羌族地区的石器时代历史文化遗存

2012-04-01 10:24黄辛建
关键词:石棺新石器茂县

黄辛建 张 弘

(阿坝师范高等专科学校,四川汶川623002;成都大学,四川成都610106)

羌族地区的石器时代历史文化遗存

黄辛建 张 弘

(阿坝师范高等专科学校,四川汶川623002;成都大学,四川成都610106)

从目前已发掘的文化遗存来看,羌族地区在旧石器时代就已经有人类活动的轨迹。新石器时代,人类活动的痕迹则遍及了整个羌族地区,随后出现的石棺葬则是羌族地区人类活动连续性发展的明证。值得注意的是,新石器时代人类活动据点的形成,基本奠定了羌族地区今后人类聚居群落的基本状况及城镇发展的基本区位。

羌族地区;新石器时代;石棺葬;羌族聚居群落

羌族地区,地处青藏高原东南缘的横断山脉高山峡谷地带,即地理上通常所称的“横断山脉地区”[1]P42。该区域因有怒江、澜沧江、金沙江、雅砻江、大渡河及岷江六条大江分别自北向南穿流而过,在高山峻岭中开辟出一条条南北走向的天然河谷通道,所以,自古以来,就成为众多民族或族群南来北往、频繁迁徙交流的场所,也是历史上西北与西南各民族之间沟通往来的重要孔道。为此,费孝通先生将其形象地称为“藏彝走廊”。羌族地区北接甘青、南连四川,居于藏彝走廊地区的岷江上游及湔江流域一带,包括四川省阿坝藏族羌族自治州东部的汶川、理县、茂县、松潘及黑水等县,以及与之毗邻的绵阳市西部北川羌族自治县一带。

一 旧石器时代的羌族地区

早在旧石器时代,羌族地区就已有古人类活动的踪迹。从现已掌握的资料来看,位于今绵阳市北川羌族自治县的烟云洞旧石器时代人类活动遗址是羌族地区发现的最早的旧石器时代文化遗存,也是目前羌族地区已发现的唯一一处旧石器时代人类文化遗存,据推测,该遗址年代距今约2-3万年[2]P9。烟云洞位于北川羌族自治县猿王洞风景区内,悬在距九黄环线公路约200米的半山腰,1989年,当地人在挖掘传说中的龙骨时,意外地发现一块属于晚期智人左下门齿的化石,而在属于晚更新世的地层面,考古人员在挖掘过程中则发现了更多的动物牙齿化石,它们可能与2万年前的古人类活动有关系。1989年,中国社科院考古所在北川县文化馆收藏到文物资料中发现的一枚北川人牙化石地点,则属于在晚更新世,即旧石器时代晚期。[3]

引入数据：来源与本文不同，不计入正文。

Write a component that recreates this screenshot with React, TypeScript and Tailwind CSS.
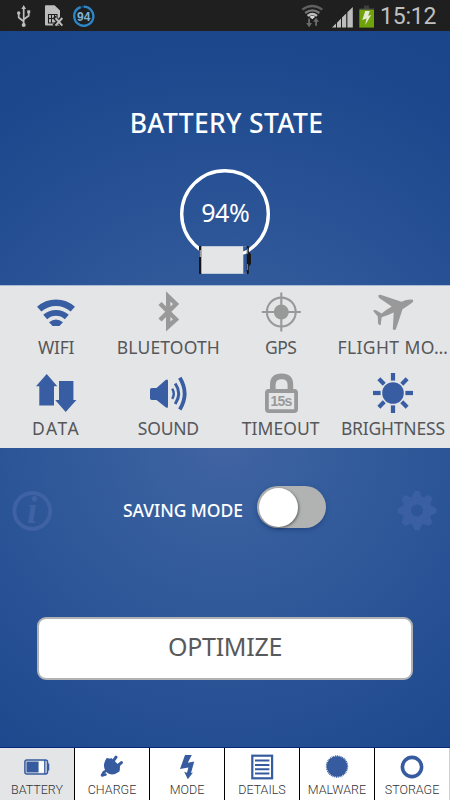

在同属于藏彝走廊的周边其他地区,考古发掘还发现了汉源富林、汉源狮子山、攀枝花廻龙湾、甘孜州炉霍县等多处旧石器时代文化遗存。汉源富林遗址是1960年地质调查发现的,位于流沙河与大渡河交汇处的大渡河左岸二级阶地上,高于河面20-25米。1977年中国科学院古脊椎动物与古人类研究所同四川省博物馆一道对遗址进行了挖掘,在约30平方米的范围内出土了5000多件人工打制的石制品及动物化石、植物遗迹、用火遗迹等。研究确定,富林遗址应为旧石器时代晚期文化,其底层属晚更新世的晚期阶段。汉源狮子山遗址与汉源富林遗址仅一河之隔,发掘后显示的“主要特征与隔河相望的旧石器时代晚期的富林文化特征基本相同”[4]。攀枝花廻龙湾旧石器洞穴遗址于1987年被发现,地处四川西南金沙江北岸支流把关河的一条小溪畔。遗址分上、下两个文化堆积层,应为旧石器时代晚期遗存。[5]P961983年,在甘孜炉霍县鲜水河东岸发现含有古人类和旧石器材料及哺乳动物化石的地层层位,可以断定属于晚更新世晚期,距今11000年左右,当属于旧石器时代晚期的人类遗存。[6]

二 新石器时代的羌族地区

进入新石器时代后的考古发现表明,人类活动已遍及整个羌族地区。目前,在该地区正式调查发现的新石器时代文化遗址及石器出土地点十分丰富,已发现的新石器时代文化遗存与遗物采集点达到80多处。分布地点从松潘到汶川,从理县至北川,几乎遍及整个羌族地区。[7]其中最著名的主要有姜维城遗址、营盘山遗址、箭山遗址等。

营盘山新石器遗址是近年来藏彝走廊地区最重要的考古发现之一[5]P119,位于茂县凤仪镇南2.5公里岷江东岸的三级缓坡台地上,距今约5500—5000年之间。该遗址发掘始于2000年,发现的新石器时代遗址内容丰富,有古人类房屋基址9座、墓葬坑和殉葬坑5座、火灰坑80余个等。遗址中还发现一处大型广场遗迹,下存多座殉葬坑。营盘山遗址出土的各类器物总数近万件,主要包括陶器、石器、骨器等。陶器主要以手工制作为主,形制主要有平底器和小平底器两种。出土石器则为打制石器和磨制石器两种,有切器、砍器等,并有少量体积较小的菱形磨制石片,如斧、镜、刀等。出土玉器主要包括环钢形器等装饰品。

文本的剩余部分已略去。